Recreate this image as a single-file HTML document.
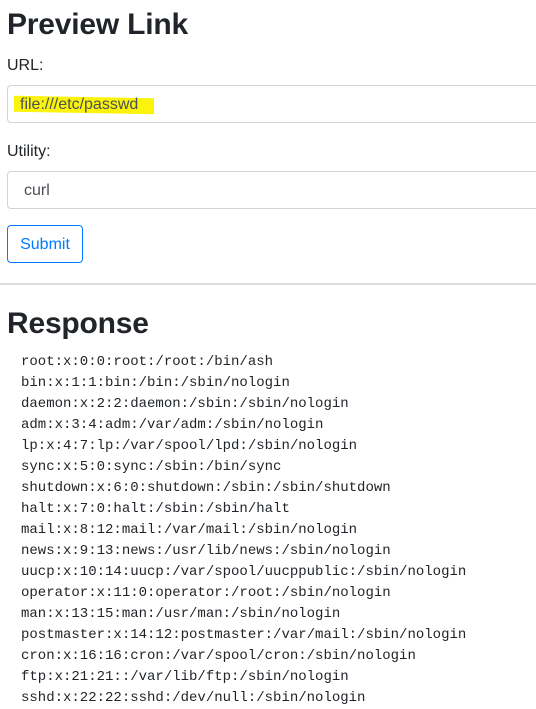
<!DOCTYPE html>
<html><head><meta charset="utf-8"><style>
body{margin:0;background:#fff;font-family:"Liberation Sans",sans-serif;color:#212529;overflow:hidden;width:536px;height:694px;position:relative}
.a{position:absolute;white-space:nowrap}
h1{margin:0;font-weight:bold;font-size:30px;position:absolute;left:7px;letter-spacing:-0.2px}
.lbl{font-size:16px;left:7px;top:0}
.inp{position:absolute;left:7px;width:560px;height:36px;border:1px solid #ced4da;border-radius:4px;box-sizing:content-box}
.inp span{position:absolute;left:16px;top:10px;font-size:16px;color:#495057}
.btn{position:absolute;left:7px;top:225px;width:74px;height:36px;border:1px solid #007bff;border-radius:4px;color:#007bff;font-size:16px;text-align:center;line-height:37px}
hr{position:absolute;top:283px;left:0;width:536px;margin:0;border:0;border-top:2px solid #ddd}
pre{position:absolute;left:21px;top:352px;margin:0;font-family:"Liberation Mono",monospace;font-size:14px;line-height:21px;color:#212529}
</style></head><body>
<h1 style="top:8px">Preview Link</h1>
<div class="a lbl" style="top:57px">URL:</div>
<div class="inp" style="top:85px"><div style="position:absolute;left:6px;top:11px;width:140px;height:16px;background:#fbf30a;transform:skewY(1deg)"></div><span style="left:12px">file:///etc/passwd</span></div>
<div class="a lbl" style="top:143px">Utility:</div>
<div class="inp" style="top:171px"><span>curl</span></div>
<div class="btn">Submit</div>
<hr>
<h1 style="top:307px">Response</h1>
<pre>root:x:0:0:root:/root:/bin/ash
bin:x:1:1:bin:/bin:/sbin/nologin
daemon:x:2:2:daemon:/sbin:/sbin/nologin
adm:x:3:4:adm:/var/adm:/sbin/nologin
lp:x:4:7:lp:/var/spool/lpd:/sbin/nologin
sync:x:5:0:sync:/sbin:/bin/sync
shutdown:x:6:0:shutdown:/sbin:/sbin/shutdown
halt:x:7:0:halt:/sbin:/sbin/halt
mail:x:8:12:mail:/var/mail:/sbin/nologin
news:x:9:13:news:/usr/lib/news:/sbin/nologin
uucp:x:10:14:uucp:/var/spool/uucppublic:/sbin/nologin
operator:x:11:0:operator:/root:/sbin/nologin
man:x:13:15:man:/usr/man:/sbin/nologin
postmaster:x:14:12:postmaster:/var/mail:/sbin/nologin
cron:x:16:16:cron:/var/spool/cron:/sbin/nologin
ftp:x:21:21::/var/lib/ftp:/sbin/nologin
sshd:x:22:22:sshd:/dev/null:/sbin/nologin</pre>
</body></html>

• Work to complete: Pick out each line in the material containing "file".

• Output of the task:
Recreate this image as a single-file HTML document.
<div class="inp" style="top:85px"><div style="position:absolute;left:6px;top:11px;width:140px;height:16px;background:#fbf30a;transform:skewY(1deg)"></div><span style="left:12px">file:///etc/passwd</span></div>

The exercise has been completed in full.